Finite-Time Tracker Design for Uncertain Nonlinear Fractional-Order Systems

[+] Author and Article Information
Tahereh Binazadeh

Assistant Professor
Department of Electrical and
Electronic Engineering,
Shiraz University of Technology,
Modares Boulevard,
P.O. Box 71555-313
Shiraz, Iran
e-mail: binazadeh@sutech.ac.ir

Contributed by the Design Engineering Division of ASME for publication in the JOURNAL OF COMPUTATIONAL AND NONLINEAR DYNAMICS. Manuscript received September 13, 2015; final manuscript received May 6, 2016; published online May 24, 2016. Assoc. Editor: Brian Feeny.

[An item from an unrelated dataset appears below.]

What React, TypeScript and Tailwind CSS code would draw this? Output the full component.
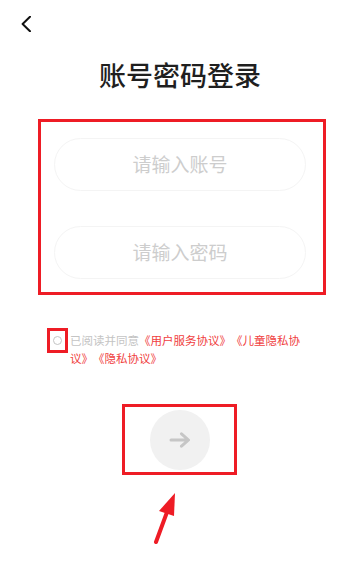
import React from 'react';

const RED = 'border-[#ee1c25]';

const App: React.FC = () => {
  return (
    <div
      className="relative w-[360px] h-[577px] bg-white overflow-hidden"
      style={{ fontFamily: '"Noto Sans CJK SC", "Noto Sans", sans-serif' }}
    >
      {/* Back */}
      <div className="pt-[16px] pl-[21px] h-[32px]">
        <svg width="11" height="16" viewBox="0 0 11 16" fill="none">
          <path d="M9 0.8 L1.6 8 L9 15.2" stroke="#111" strokeWidth="2" strokeLinecap="round" strokeLinejoin="round" />
        </svg>
      </div>

      {/* Title */}
      <h1 className="mt-[25px] text-center text-[27px] leading-[36px] font-medium text-[#1f1f1f]">
        账号密码登录
      </h1>

      {/* Inputs */}
      <div className={`mt-[26px] ml-[38px] w-[288px] h-[176px] border-[3px] ${RED} pt-[16px] pl-[13px] flex flex-col gap-[35px]`}>
        <div className="w-[252px] h-[53px] rounded-full border border-[#f4f4f4] flex items-center justify-center text-[19px] text-[#cdcdcd]">
          请输入账号
        </div>
        <div className="w-[252px] h-[53px] rounded-full border border-[#f4f4f4] flex items-center justify-center text-[19px] text-[#cdcdcd]">
          请输入密码
        </div>
      </div>

      {/* Agreement */}
      <div className="mt-[33px] ml-[47px] flex items-start">
        <div className={`w-[21px] h-[25px] border-[3px] ${RED} flex items-center justify-center shrink-0`}>
          <div className="w-[9px] h-[9px] rounded-full border border-[#c4c4c4]" />
        </div>
        <p className="mt-[3px] ml-[2px] w-[236px] text-[11.5px] leading-[18px] text-[#c4c4c4] [text-spacing-trim:space-all]">
          已阅读并同意<span className="text-[#f04040]">《用户服务协议》《儿童隐私协议》《隐私协议》</span>
        </p>
      </div>

      {/* Submit */}
      <div className={`mt-[37px] ml-[122px] w-[115px] h-[71px] border-[3px] ${RED} flex items-center justify-center`}>
        <div className="w-[60px] h-[60px] rounded-full bg-[#f1f1f1] flex items-center justify-center">
          <svg width="22" height="16" viewBox="0 0 22 16" fill="none">
            <path d="M2 8 H19 M12.5 1.8 L19.5 8 L12.5 14.2" stroke="#c6c6c6" strokeWidth="3" strokeLinecap="round" strokeLinejoin="round" />
          </svg>
        </div>
      </div>

      {/* Annotation arrow */}
      <svg className="absolute left-[150px] top-[488px]" width="32" height="60" viewBox="0 0 32 60" fill="none">
        <path d="M6 54 L20 16" stroke="#ee1c25" strokeWidth="4" strokeLinecap="round" />
        <path d="M25 5 L9 23 L24 28 Z" fill="#ee1c25" />
      </svg>
    </div>
  );
};

export default App;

J. Comput. Nonlinear Dynam 11(4), 041028 (May 24, 2016) (6 pages) Paper No: CND-15-1289; doi: 10.1115/1.4033606 History: Received September 13, 2015; Revised May 06, 2016

This paper considers the problem of finite-time output tracking for a class of nonautonomous nonlinear fractional-order (FO) systems in the presence of model uncertainties and external disturbances. The finite-time control methods indicate better properties in terms of robustness, disturbance rejection, and settling time. Thus, design of a robust nonsingular controller for finite-time output tracking of a time-varying reference signal is considered in this paper, and a novel FO nonsingular terminal sliding mode controller (TSMC) is designed, which can conquer the uncertainties and guarantees the finite-time convergence of the system output toward the desired time-varying reference signal. For this purpose, an appropriate nonsingular terminal sliding manifold is designed, where maintaining the system's states on this manifold leads to finite-time vanishing of error signal (i.e., ensures the finite-time occurrence of both reaching and sliding phases). Moreover, by tacking the fractional derivative of the sliding manifold, the convergence of system's trajectories into the terminal sliding manifold in a finite time is proven, and the convergence time is estimated. Finally, in order to verify the theoretical results, the proposed method is applied to an FO model of a horizontal platform system (FO-HPS), and the computer simulations show the efficiency of the proposed method in finite-time output tracking.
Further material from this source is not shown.